When you transfer to a secondary carboy you minimize the O2 exposure by having very little head space and relying on the gas stirred up by the agitation of the transfer to purge for you. With a keg you're going to have a lot more head space but no more CO2 to clear it out.

not exactly true.

depends on how long ago the beer finished fermenting. If it 'just finished' its still throwing off a lot of CO2 that's in solution, so it'll gas off enough CO2 into the keg, much like a carboy, and will be blanketed.

However, i'm not sold on the idea of racking a stuck ferment onto a full yeast cake. That's a LOT of yeast, plus there's no specifics listed like OG, current gravity, ferm. temp, and such.
 
The beer finished fermenting about 1.5 weeks ago so the Co2 that i gives off probably is next to nothing.

I brewed a Haus Pale and a Dunkelweissen. The wheat beer OG was 1.054 and I checked after 5 days and it was at 1.020. I will check again since it has now been 9 days. I was just trying to prepare for the worst.

It was suprising because it almost blew up. Krausen came out of the airlock.

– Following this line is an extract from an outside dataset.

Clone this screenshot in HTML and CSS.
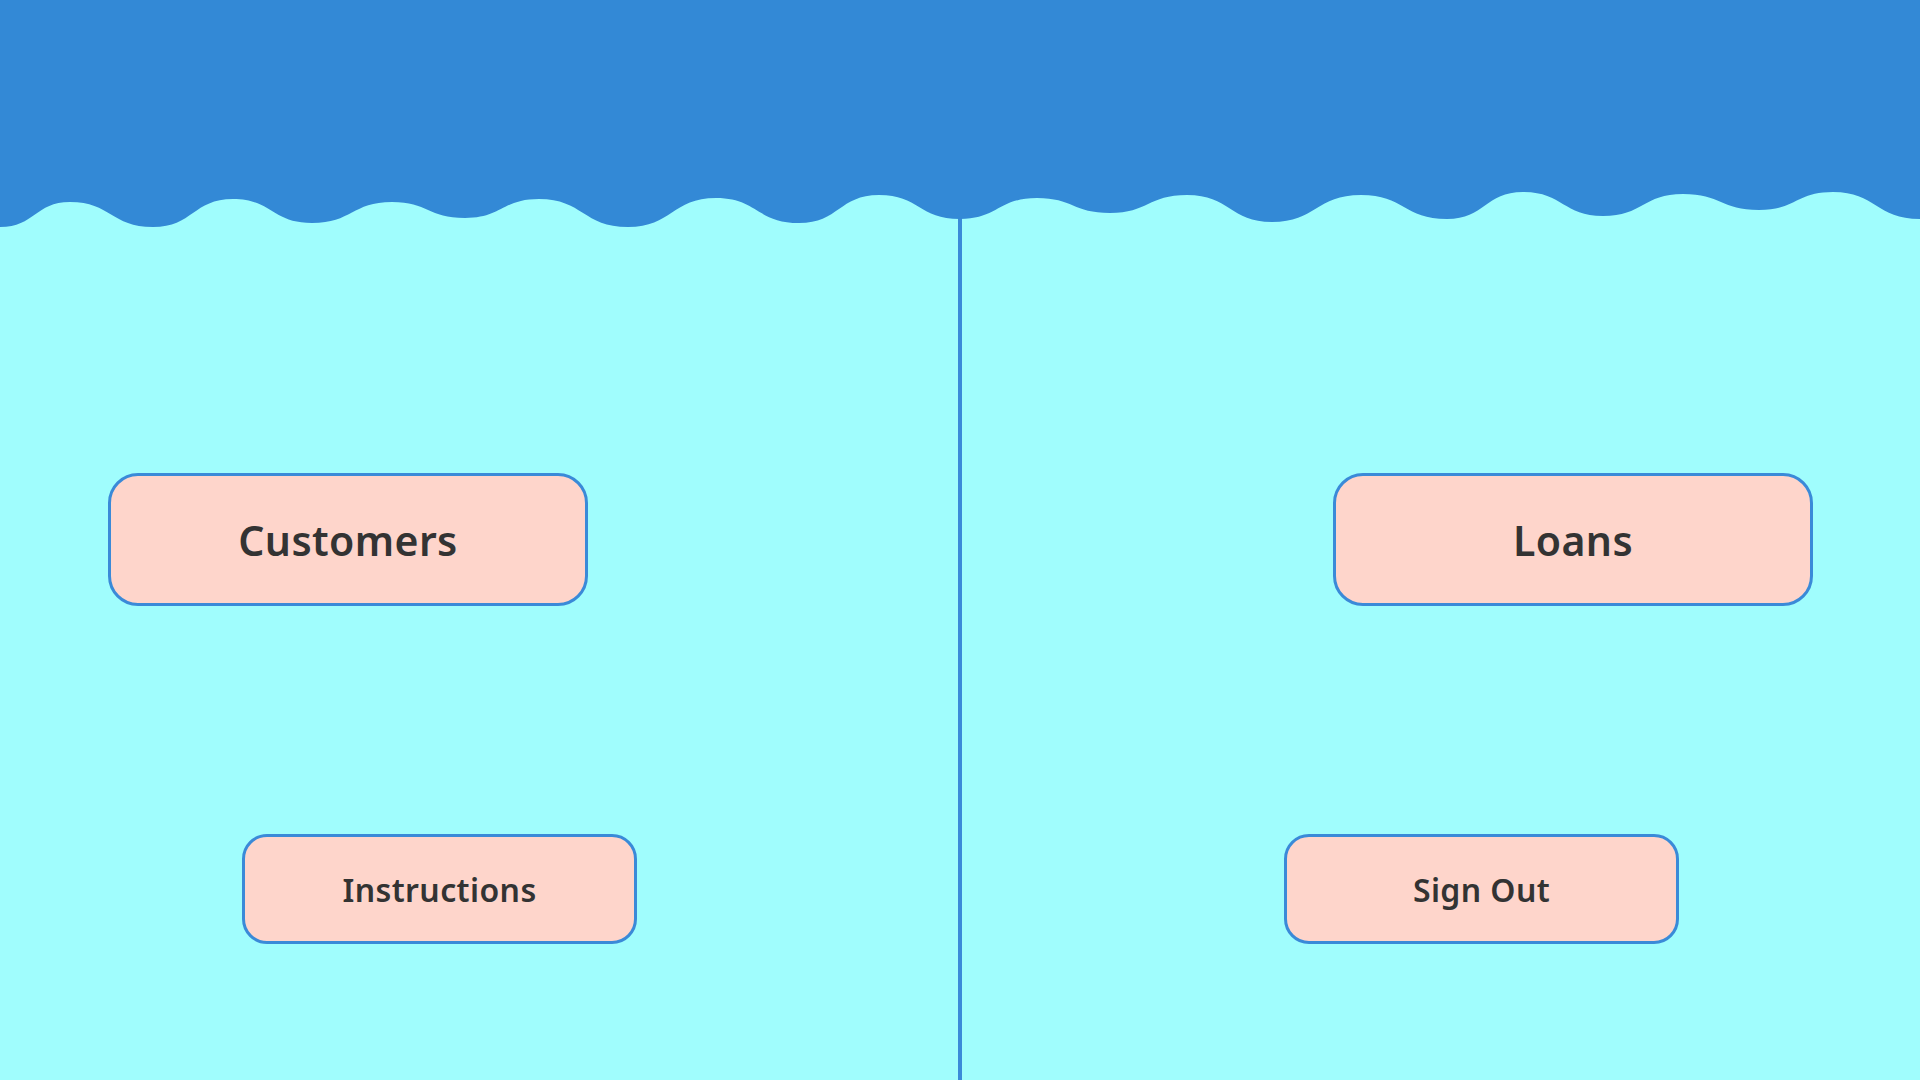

I have been maintaining about 68 degrees on both primaries.
 
do you have a Ralph's near by?

if so you can get a 1lb. block of dry ice. put the ice in a glass and add some hot water. then pour the fog and only the fog into the top of the keg. keep it up till you feel you have filled the head space and have sealed the keg. the more dry ice and hot water you can get at one time the more fog and CO2 you will get.


huh, this sounds like a neat little trick.
 
Another option would be to rack onto a small amount of priming solution (a 1/4 cup or so of dextrose dissolved into some boiling water) -- Dump that in the keg then rack on top of it.

It will start another mini-fermentation (kinda like bottle priming) and you'll have lots of CO2 -- Just remember to pull the gas release thingie a couple of times over the first few days to release the oxygen sitting on top.
 
The beer finished fermenting about 1.5 weeks ago so the Co2 that i gives off probably is next to nothing.

I brewed a Haus Pale and a Dunkelweissen. The wheat beer OG was 1.054 and I checked after 5 days and it was at 1.020. I will check again since it has now been 9 days. I was just trying to prepare for the worst.

It was suprising because it almost blew up. Krausen came out of the airlock. I have been maintaining about 68 degrees on both primaries.

It is possible that it's done fermenting, actually. Was it extract?
 
no it was an AG - Jamil's recipe for Dunkleweisse. Actually I just checked and it dropped a couple of points to 1.016. I just roused it again, maybe it will drop a little more. I am shooting for 1.008.

I think the yeasties are just being lazy little bastages. Using Wyeast 3068 and they were pretty fresh.

EDIT: yep after another good rousing the airlock is bubbling again. I guess sometimes you just have to kick em in the gonads.